Starfish-develop / Starfish

Tools for Flexible Spectroscopic Inference
https://starfish.readthedocs.io/en/latest/
BSD 3-Clause "New" or "Revised" License
68 stars 22 forks source link

chebyshev correction for SpectrumModel #137

Closed mileslucas closed 3 years ago

mileslucas commented 3 years ago

This PR adds functionality within SpectrumModel for doing Chebyshev correction. I've decided that the coefficients will start from the 2nd term, since the 1st (~linear~ constant) chebyshev coefficient is fully degenerate with log_scale. This means if you specify cheb=[0.1, 0.1] the full chebyshev coefficients used are [1, 0.1, 0.1]

General usage will look like:

# add via constructor
model = SpectrumModel(..., cheb=[0.1, 0.1])
# add using flatterdict keys
model["cheb"] = [-0.2, 0.1]
model["cheb:0"] = 0
# equivalently using properties, more for internal usage
model.cheb = ...

Currently this is working in terms of instantiation and evaluating/correcting the fluxes, but there is a bug related to the inner parameter data structure that doesn't allow the model["cheb:0"] = X syntax (https://github.com/gmr/flatdict/issues/44). This means the whole set_param_dict interface is broken, so we can't train the model.

If that packages' author is not responsive, I can hack in a workaround that manually checks for "cheb" keys, but I'd really rather not muddy up the code here if it can be resolved upstream. Once that bug is resolved, what's left should just be some unit-testing and making sure the docs are up to date.

mileslucas commented 3 years ago

Here are some examples of how it looks currently-

from Starfish.models import SpectrumModel

model = SpectrumModel(
    "F_SPEX_emu.hdf5",
    data,
    grid_params=[6800, 4.2, 0],
    Av=0,
    cheb=[-0.5, -0.1],
    global_cov=dict(log_amp=38, log_ls=2),
)
model
SpectrumModel
-------------
Data: Example Spectrum
Emulator: F_SPEX_emu
Log Likelihood: None

Parameters
  Av: 0
  cheb: [-0.5, -0.1]
  global_cov:
    log_amp: 38
    log_ls: 2
  T: 6800
  logg: 4.2
  Z: 0
model.plot()

Screen Shot 2021-03-10 at 5 05 27 PM

iancze commented 3 years ago

This is looking great, thanks Miles! I agree with you that the Chebyshev "parameters" should start from the second item in the list.

Just to clarify terminology though, I think its the $T_0$ term that is a constant that is a flat line and thus degenerate with log_scale. The $T_1$ is the linear term and is needed in the expansion.
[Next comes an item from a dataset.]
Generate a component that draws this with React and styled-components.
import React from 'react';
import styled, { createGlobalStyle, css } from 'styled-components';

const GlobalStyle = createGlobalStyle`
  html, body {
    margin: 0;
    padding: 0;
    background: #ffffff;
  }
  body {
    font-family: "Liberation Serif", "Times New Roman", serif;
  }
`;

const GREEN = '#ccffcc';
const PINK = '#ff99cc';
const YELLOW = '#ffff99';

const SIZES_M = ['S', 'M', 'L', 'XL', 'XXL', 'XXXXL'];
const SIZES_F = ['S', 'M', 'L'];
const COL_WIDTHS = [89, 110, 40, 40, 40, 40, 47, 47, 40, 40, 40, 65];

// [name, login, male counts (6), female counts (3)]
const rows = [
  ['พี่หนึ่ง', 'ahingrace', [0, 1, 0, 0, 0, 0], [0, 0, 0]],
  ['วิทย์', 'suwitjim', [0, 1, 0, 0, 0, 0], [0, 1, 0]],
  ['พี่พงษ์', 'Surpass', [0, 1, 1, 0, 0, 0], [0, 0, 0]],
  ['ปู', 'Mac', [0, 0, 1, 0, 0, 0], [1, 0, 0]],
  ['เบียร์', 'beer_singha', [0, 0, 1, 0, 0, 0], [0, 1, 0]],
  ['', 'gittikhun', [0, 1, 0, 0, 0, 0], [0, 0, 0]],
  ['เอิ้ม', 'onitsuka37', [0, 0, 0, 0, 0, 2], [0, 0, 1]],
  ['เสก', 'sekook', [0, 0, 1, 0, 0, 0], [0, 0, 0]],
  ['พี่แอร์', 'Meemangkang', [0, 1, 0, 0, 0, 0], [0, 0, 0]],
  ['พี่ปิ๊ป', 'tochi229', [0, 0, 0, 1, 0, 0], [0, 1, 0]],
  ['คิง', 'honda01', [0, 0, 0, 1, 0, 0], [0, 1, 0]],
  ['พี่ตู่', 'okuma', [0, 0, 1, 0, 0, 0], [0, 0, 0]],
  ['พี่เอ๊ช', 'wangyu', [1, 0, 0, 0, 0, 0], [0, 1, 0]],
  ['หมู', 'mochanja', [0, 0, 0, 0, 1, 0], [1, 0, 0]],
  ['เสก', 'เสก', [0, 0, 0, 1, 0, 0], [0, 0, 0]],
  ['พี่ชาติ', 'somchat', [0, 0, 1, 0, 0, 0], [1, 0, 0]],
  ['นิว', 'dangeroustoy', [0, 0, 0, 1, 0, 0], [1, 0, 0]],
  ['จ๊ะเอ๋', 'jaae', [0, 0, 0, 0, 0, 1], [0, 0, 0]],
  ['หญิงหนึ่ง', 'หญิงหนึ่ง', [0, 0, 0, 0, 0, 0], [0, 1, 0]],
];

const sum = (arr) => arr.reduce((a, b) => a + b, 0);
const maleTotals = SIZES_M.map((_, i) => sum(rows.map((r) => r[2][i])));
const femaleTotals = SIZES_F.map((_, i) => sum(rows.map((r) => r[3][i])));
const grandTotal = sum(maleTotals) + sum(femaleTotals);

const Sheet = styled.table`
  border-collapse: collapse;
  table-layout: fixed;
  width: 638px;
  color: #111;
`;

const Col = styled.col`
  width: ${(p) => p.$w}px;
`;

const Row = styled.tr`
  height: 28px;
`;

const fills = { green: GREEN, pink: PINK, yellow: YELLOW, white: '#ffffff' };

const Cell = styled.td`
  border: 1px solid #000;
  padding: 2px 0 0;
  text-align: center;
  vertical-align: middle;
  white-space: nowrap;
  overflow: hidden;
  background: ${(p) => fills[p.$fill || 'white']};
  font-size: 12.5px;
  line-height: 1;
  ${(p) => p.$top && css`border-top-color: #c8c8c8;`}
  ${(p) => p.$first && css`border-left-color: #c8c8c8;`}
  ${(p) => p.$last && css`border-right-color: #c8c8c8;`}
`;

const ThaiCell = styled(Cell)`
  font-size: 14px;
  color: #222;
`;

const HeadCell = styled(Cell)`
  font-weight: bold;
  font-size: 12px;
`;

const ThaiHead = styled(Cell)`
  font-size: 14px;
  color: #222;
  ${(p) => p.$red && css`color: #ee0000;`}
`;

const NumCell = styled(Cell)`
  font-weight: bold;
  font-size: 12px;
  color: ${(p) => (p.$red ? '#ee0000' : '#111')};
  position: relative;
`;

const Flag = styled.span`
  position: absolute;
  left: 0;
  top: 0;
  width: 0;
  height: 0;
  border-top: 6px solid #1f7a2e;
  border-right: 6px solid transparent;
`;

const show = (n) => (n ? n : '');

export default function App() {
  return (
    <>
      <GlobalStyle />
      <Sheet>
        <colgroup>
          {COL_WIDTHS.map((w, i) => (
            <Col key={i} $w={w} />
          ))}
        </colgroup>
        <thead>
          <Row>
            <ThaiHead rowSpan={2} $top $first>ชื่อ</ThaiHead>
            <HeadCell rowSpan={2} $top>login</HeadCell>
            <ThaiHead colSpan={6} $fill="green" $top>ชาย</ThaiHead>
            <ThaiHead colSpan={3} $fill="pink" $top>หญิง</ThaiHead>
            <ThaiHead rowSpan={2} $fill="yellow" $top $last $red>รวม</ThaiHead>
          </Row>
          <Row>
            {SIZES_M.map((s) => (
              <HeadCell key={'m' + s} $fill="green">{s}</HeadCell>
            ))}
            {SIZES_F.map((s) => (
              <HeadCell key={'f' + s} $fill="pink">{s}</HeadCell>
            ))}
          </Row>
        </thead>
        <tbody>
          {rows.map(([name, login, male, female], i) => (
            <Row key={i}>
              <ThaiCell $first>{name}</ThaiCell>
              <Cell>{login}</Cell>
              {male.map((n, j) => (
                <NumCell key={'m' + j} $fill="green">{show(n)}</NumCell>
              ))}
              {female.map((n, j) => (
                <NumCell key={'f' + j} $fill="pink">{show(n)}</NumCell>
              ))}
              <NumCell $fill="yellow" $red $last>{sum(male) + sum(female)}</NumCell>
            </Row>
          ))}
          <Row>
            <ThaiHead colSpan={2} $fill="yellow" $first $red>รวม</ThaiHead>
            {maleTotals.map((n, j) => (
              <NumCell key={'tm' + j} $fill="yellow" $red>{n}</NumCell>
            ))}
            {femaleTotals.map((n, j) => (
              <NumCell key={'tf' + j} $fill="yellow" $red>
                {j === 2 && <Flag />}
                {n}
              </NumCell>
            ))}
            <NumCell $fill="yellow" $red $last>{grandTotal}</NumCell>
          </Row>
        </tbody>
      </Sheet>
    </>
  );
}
If the flatdict author is reasonably responsive and the fix is straightforward, I think it makes sense to wait for an upstream resolution. But it sounds like in the meantime there is still a way to work with the core Chebyshev object without the parameter data structure?
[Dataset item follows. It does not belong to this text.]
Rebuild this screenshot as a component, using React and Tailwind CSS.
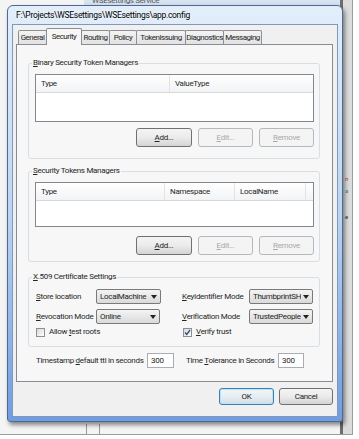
import React from 'react';

const tabs = [
  { label: 'General', w: 'w-[29px]' },
  { label: 'Security', w: 'w-[36px]', active: true },
  { label: 'Routing', w: 'w-[29px]' },
  { label: 'Policy', w: 'w-[28px]' },
  { label: 'TokenIssuing', w: 'w-[50px]' },
  { label: 'Diagnostics', w: 'w-[39px]' },
  { label: 'Messaging', w: 'w-[39px]' },
];

function U({ children }) {
  return <span className="underline underline-offset-1">{children}</span>;
}

function Btn({ children, disabled, primary, className = 'w-[56px] h-[19px]' }) {
  let look =
    'border-[#707070] bg-gradient-to-b from-[#f4f4f4] via-[#ebebeb] to-[#d4d4d4] text-[#222]';
  if (disabled) look = 'border-[#b5b9bc] bg-[#f4f4f4] text-[#a8a8a8]';
  if (primary)
    look =
      'border-[#3c7fb1] bg-gradient-to-b from-[#f2f6f8] via-[#e6eef2] to-[#d3dde2] text-[#222] shadow-[inset_0_0_0_1px_#b8e3f8]';
  return (
    <div className={`${className} ${look} rounded-[3px] border flex items-center justify-center`}>
      {children}
    </div>
  );
}

function Combo({ value, w = 'w-[65px]' }) {
  return (
    <div
      className={`${w} h-[15px] rounded-[2px] border border-[#7a7a7a] bg-gradient-to-b from-[#f4f4f4] to-[#dadada] flex items-center pl-[3px] pr-[3px] gap-[2px]`}
    >
      <span className="flex-1 overflow-hidden whitespace-nowrap">{value}</span>
      <svg width="6" height="4" viewBox="0 0 6 4">
        <path d="M0 0h6L3 4z" fill="#222" />
      </svg>
    </div>
  );
}

function Check({ checked }) {
  return (
    <div className="w-[9px] h-[9px] border border-[#8e8f8f] bg-gradient-to-br from-[#d8d8d8] to-white flex items-center justify-center">
      {checked && (
        <svg width="7" height="7" viewBox="0 0 7 7">
          <path d="M1 3.5l1.8 2L6 1" stroke="#2a4f8a" strokeWidth="1.3" fill="none" />
        </svg>
      )}
    </div>
  );
}

function ListView({ cols, h }) {
  return (
    <div className={`w-[279px] ${h} border border-[#828790] bg-white`}>
      <div className="flex h-[18px] border-b border-[#d8d8d8] bg-gradient-to-b from-white to-[#f2f3f5]">
        {cols.map((c, i) => (
          <div
            key={i}
            className={`${c.w} h-full flex items-center pl-[5px] border-r border-[#e2e3e5]`}
          >
            {c.label}
          </div>
        ))}
      </div>
    </div>
  );
}

function Group({ label, className, children }) {
  return (
    <div className={`relative w-[292px] rounded-[3px] border border-[#d5dfe5] ${className}`}>
      <div className="absolute -top-[5px] left-[3px] px-[1px] bg-[#f7f7f7] leading-none">
        {label}
      </div>
      {children}
    </div>
  );
}

function Buttons() {
  return (
    <div className="flex gap-[6px] justify-end pr-[5px]">
      <Btn>
        <U>A</U>dd...
      </Btn>
      <Btn disabled className="w-[55px] h-[19px]">
        <U>E</U>dit...
      </Btn>
      <Btn disabled className="w-[55px] h-[19px]">
        <U>R</U>emove
      </Btn>
    </div>
  );
}

export default function App() {
  return (
    <div className="w-[359px] h-[439px] bg-white overflow-hidden font-[Roboto,'Noto_Sans',sans-serif] text-[8px] tracking-[-0.3px] text-[#262626] leading-none">
      <div className="relative w-[353px] h-[435px] bg-[#f4f4f4] border-r border-b border-[#9c9c9c] overflow-hidden">
        {/* window behind, mostly hidden */}
        <div className="absolute left-[84px] top-[-6px] w-[260px] h-[12px] bg-gradient-to-b from-[#e7eef7] to-[#cfdcec] flex items-end pl-[8px] pb-[1px] text-[#555]">
          WSEsettings Service
        </div>
        <div className="absolute left-[340px] top-0 w-[13px] h-full bg-[#dcdcdc] border-l-[3px] border-[#6c6c6c]">
          <div className="mt-[176px] ml-[2px] text-[6px] text-[#b33]">n</div>
          <div className="mt-[6px] ml-[2px] text-[6px] text-[#3a8a8a]">a</div>
          <div className="mt-[20px] ml-[2px] text-[6px] text-[#333]">e</div>
        </div>
        <div className="absolute left-[86px] top-[424px] w-[14px] h-[12px] border-x border-[#9a9a9a]" />

        {/* dialog window */}
        <div className="absolute left-[7px] top-[5px] w-[336px] h-[417px] rounded-t-[6px] rounded-b-[3px] border border-[#4d6a94] bg-gradient-to-b from-[#e3eefa] via-[#bcd4f1] to-[#6f9de0] px-[4px] pb-[4px] flex flex-col shadow-[2px_3px_4px_rgba(0,0,0,0.45)]">
          <div className="h-[18px] flex items-center pl-[4px] text-[8.5px] text-black [text-shadow:0_0_4px_white]">
            F:\Projects\WSEsettings\WSEsettings\app.config
          </div>
          <div className="flex-1 border border-[#7e98be] bg-[#f0f0f0] flex flex-col pt-[3px]">
            {/* tabs */}
            <div className="flex items-end h-[16px] ml-[5px] tracking-[-0.5px]">
              {tabs.map((t, i) =>
                t.active ? (
                  <div
                    key={t.label}
                    className={`${t.w} h-[17px] -mb-px relative z-10 -ml-px border border-b-0 border-[#898c95] bg-[#f7f7f7] flex items-center justify-center rounded-t-[2px]`}
                  >
                    {t.label}
                  </div>
                ) : (
                  <div
                    key={t.label}
                    className={`${t.w} h-[14px] ${i ? '-ml-px' : ''} border border-b-0 border-[#8d9096] bg-gradient-to-b from-[#f3f3f3] to-[#e2e2e2] flex items-center justify-center rounded-t-[2px] whitespace-nowrap overflow-hidden`}
                  >
                    {t.label}
                  </div>
                ),
              )}
            </div>

            {/* tab page */}
            <div className="ml-[3px] w-[317px] h-[338px] border border-[#898c95] bg-[#f7f7f7] pl-[11px] pt-[18px]">
              <Group label={<><U>B</U>inary Security Token Managers</>} className="h-[96px] pt-[10px] pl-[6px]">
                <ListView
                  h="h-[48px]"
                  cols={[
                    { label: 'Type', w: 'w-[134px]' },
                    { label: 'ValueType', w: 'flex-1 border-r-0' },
                  ]}
                />
                <div className="mt-[6px]">
                  <Buttons />
                </div>
              </Group>

              <Group label={<><U>S</U>ecurity Tokens Managers</>} className="mt-[12px] h-[91px] pt-[10px] pl-[6px]">
                <ListView
                  h="h-[45px]"
                  cols={[
                    { label: 'Type', w: 'w-[129px]' },
                    { label: 'Namespace', w: 'w-[70px]' },
                    { label: 'LocalName', w: 'w-[71px]' },
                    { label: '', w: 'flex-1 border-r-0' },
                  ]}
                />
                <div className="mt-[9px]">
                  <Buttons />
                </div>
              </Group>

              <Group label={<><U>X</U>.509 Certificate Settings</>} className="mt-[15px] h-[70px] pt-[11px] pl-[7px]">
                <div className="flex">
                  <div className="w-[146px] flex flex-col">
                    <div className="flex items-center h-[15px]">
                      <span className="w-[60px]">
                        <U>S</U>tore location
                      </span>
                      <Combo value="LocalMachine" />
                    </div>
                    <div className="flex items-center h-[15px] mt-[5px]">
                      <span className="w-[60px]">
                        <U>R</U>evocation Mode
                      </span>
                      <Combo value="Online" w="w-[64px]" />
                    </div>
                    <div className="flex items-center gap-[4px] h-[10px] mt-[3px]">
                      <Check />
                      <span>
                        Allow <U>t</U>est roots
                      </span>
                    </div>
                  </div>
                  <div className="flex flex-col">
                    <div className="flex items-center h-[15px]">
                      <span className="w-[67px]">
                        <U>K</U>eyIdentifier Mode
                      </span>
                      <Combo value="ThumbprintSHA1" w="w-[64px]" />
                    </div>
                    <div className="flex items-center h-[15px] mt-[5px]">
                      <span className="w-[67px]">
                        <U>V</U>erification Mode
                      </span>
                      <Combo value="TrustedPeopleOrChainTrust" w="w-[64px]" />
                    </div>
                    <div className="flex items-center gap-[4px] h-[10px] mt-[3px] ml-[1px]">
                      <Check checked />
                      <span>
                        <U>V</U>erify trust
                      </span>
                    </div>
                  </div>
                </div>
              </Group>

              <div className="flex items-center h-[15px] mt-[6px] pl-[8px]">
                <span className="w-[111px] overflow-hidden whitespace-nowrap">
                  Timestamp <U>d</U>efault ttl in seconds
                </span>
                <div className="w-[27px] h-[15px] border border-[#abadb3] bg-white flex items-center pl-[3px]">
                  300
                </div>
                <span className="ml-[12px] w-[92px] overflow-hidden whitespace-nowrap">
                  Time <U>T</U>olerance in Seconds
                </span>
                <div className="w-[26px] h-[15px] border border-[#abadb3] bg-white flex items-center pl-[3px]">
                  300
                </div>
              </div>
            </div>

            {/* dialog buttons */}
            <div className="flex justify-end gap-[5px] mt-[6px] pr-[4px]">
              <Btn primary className="w-[55px] h-[17px]">
                OK
              </Btn>
              <Btn className="w-[54px] h-[17px]">Cancel</Btn>
            </div>
          </div>
        </div>
      </div>
    </div>
  );
}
Just let me know if/when you think this should be merged, it looks good to me.

mileslucas commented 3 years ago

Thanks for the terminology clarification- I'll make sure the docs are consistent!

I think I'll end up manually coding in the interface (I don't want the flat key for the first coefficient, which is $c_1$, to be "cheb:0"). I can get that done within the week along with the tests and such, so I'll turn this into a draft pull till I've got that done.

mileslucas commented 3 years ago

Sometimes in python, to get a list to work, you need to make it a dictionary, and then turn it into a list. (Is this a riddle, a gripe, or an exclamation? maybe all 3)

Chebyshev coefficients can be added in the following ways

# all equivalent
SpectrumModel(..., cheb=[0.1, -0.2], ...)
model["cheb"] = [0.1, -0.2]
model["cheb:1"] = 0.1
model["cheb:2"] = -0.2

in addition, coeffs can be inserted at arbitrary index

model["cheb:5"] = -0.1
model.cheb == [0.1, -0.2, 0, 0, -0.1]
# this will error!
model["cheb:0"] = ...

The coefficients are stored in a dictionary internally, so some translation happens when getitem/setitem gets called, but this allows us to index starting at 1:

model.labels
('Av',
 'cheb:1',
 'cheb:2',
 'T',
 'Z')

the coeffs can be frozen and thawed similarly to global_cov meaning that freezing "cheb" will fix all of the coefficients, but you could also freeze a single coeff with "cheb:{k}" where k is the coeff index.

Locally I was able to recreate the MAP optimization in the "Single Spectrum Example" notebook using 3rd order chebyshev correction, so this should be ready to go.

iancze commented 3 years ago

This interface is really nice! Thanks again for all of the hard work. Looks ready to merge to me if you're happy with it.